I wasn’t sure I agreed with that sentiment but I liked the idea of more tomatoes. (One can never have too many tomatoes…. really)
So, for all the ‘indeterminate’ tomatoes (all except the Romas) I pruned a little, but less vigorously then usual.
As to the Romas…..
I tried something totally different,
We live in a big tomato-growing area. During our weekly walks I noticed that the Romas were just left to grow and produce however they wanted to.
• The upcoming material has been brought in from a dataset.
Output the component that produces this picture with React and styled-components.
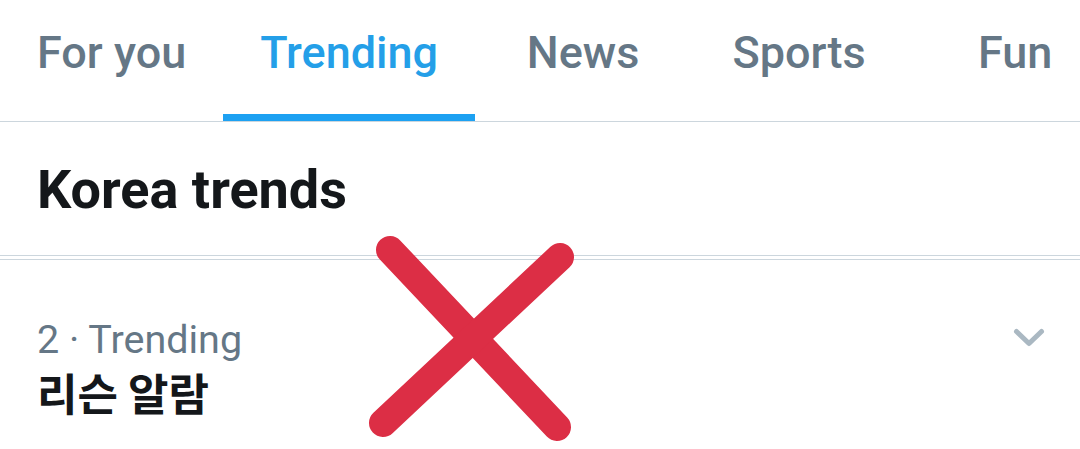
import React from 'react';
import styled, { createGlobalStyle } from 'styled-components';

const colors = {
    blue: '#1da1f2',
    blueText: '#249fe8',
    grey: '#657786',
    black: '#14171a',
    line: '#ccd6dd',
    chevron: '#aab8c2',
    red: '#dc2e45',
};

const GlobalStyle = createGlobalStyle`
    html, body {
        margin: 0;
        padding: 0;
        background: #fff;
    }
    body {
        font-family: Roboto, "Noto Sans CJK KR", sans-serif;
        -webkit-font-smoothing: antialiased;
    }
`;

const Page = styled.div`
    position: relative;
    width: 1080px;
    height: 449px;
    overflow: hidden;
    background: #fff;
`;

const TabBar = styled.nav`
    display: flex;
    height: 122px;
    box-sizing: border-box;
    border-bottom: 1px solid ${colors.line};
    overflow: hidden;
`;

const Tab = styled.div`
    flex: 0 0 auto;
    min-width: 216px;
    height: 122px;
    box-sizing: border-box;
    padding: 26px 37px 0;
    margin-bottom: -1px;
    text-align: center;
    font-size: 45px;
    line-height: 53px;
    font-weight: 500;
    color: ${(p) => (p.active ? colors.blueText : colors.grey)};
    border-bottom: 8px solid ${(p) => (p.active ? colors.blue : 'transparent')};
`;

const Header = styled.header`
    padding: 36px 37px 34px;
    border-bottom: 1px solid ${colors.line};
`;

const Title = styled.h1`
    margin: 0;
    font-size: 54px;
    line-height: 63px;
    font-weight: 700;
    color: ${colors.black};
`;

const Trend = styled.div`
    display: flex;
    justify-content: space-between;
    align-items: flex-start;
    margin-top: 3px;
    border-top: 1px solid ${colors.line};
    padding: 56px 35px 0 37px;
`;

const Meta = styled.div`
    font-size: 39.5px;
    line-height: 47px;
    color: ${colors.grey};
`;

const Name = styled.div`
    font-family: "Noto Sans CJK KR", Roboto, sans-serif;
    font-size: 44px;
    line-height: 58px;
    font-weight: 700;
    color: ${colors.black};
`;

const Chevron = styled.svg`
    margin-top: 12px;
    width: 32px;
    height: 20px;
`;

const Cross = styled.svg`
    position: absolute;
    left: 360px;
    top: 230px;
    width: 230px;
    height: 219px;
    pointer-events: none;
`;

const tabs = ['For you', 'Trending', 'News', 'Sports', 'Fun'];

export default function App() {
    return (
        <Page>
            <GlobalStyle />
            <TabBar>
                {tabs.map((t) => (
                    <Tab key={t} active={t === 'Trending'}>{t}</Tab>
                ))}
            </TabBar>
            <Header>
                <Title>Korea trends</Title>
            </Header>
            <Trend>
                <div>
                    <Meta>2 · Trending</Meta>
                    <Name>리슨 알람</Name>
                </div>
                <Chevron viewBox="0 0 32 20">
                    <path d="M3.5 3.5 L16 15.5 L28.5 3.5" fill="none" stroke={colors.chevron} strokeWidth="5" strokeLinecap="round" strokeLinejoin="round" />
                </Chevron>
            </Trend>
            <Cross viewBox="0 0 230 219">
                <g stroke={colors.red} strokeWidth="28" strokeLinecap="round" fill="none">
                    <path d="M30 20 L197 197" />
                    <path d="M200 27 L23 193" />
                </g>
            </Cross>
        </Page>
    );
}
No staking, no tying, no pruning…. no keeping the tomatoes and leaves off the ground…. Just rampant growth and lots of tomatoes.
So that’s what I did.
These are two of my three Romas
They are absolutely loaded with tomatoes and I’ve already picked about 10 lbs (5 kilos).
Below is my experiment.
Romas are always sold in packs of 6.
I planted the three in my potager, put in the stakes and decided to sort of keep them under control – but no pruning.
I had three plants left.
I couldn’t bring myself to toss them on the compost. They just sat around in their little pots for about three weeks ‘in case I needed them’. I watered them, but that was it.
They started to look pretty pathetic so I decided to toss them. Then I thought I’d just stick them in the ground by the fence and see what happened.
Look at the difference between the two lots – all the same age.
Guess that’s what being root-bound can do…..
And I might get enough tomatoes for a cup of soup!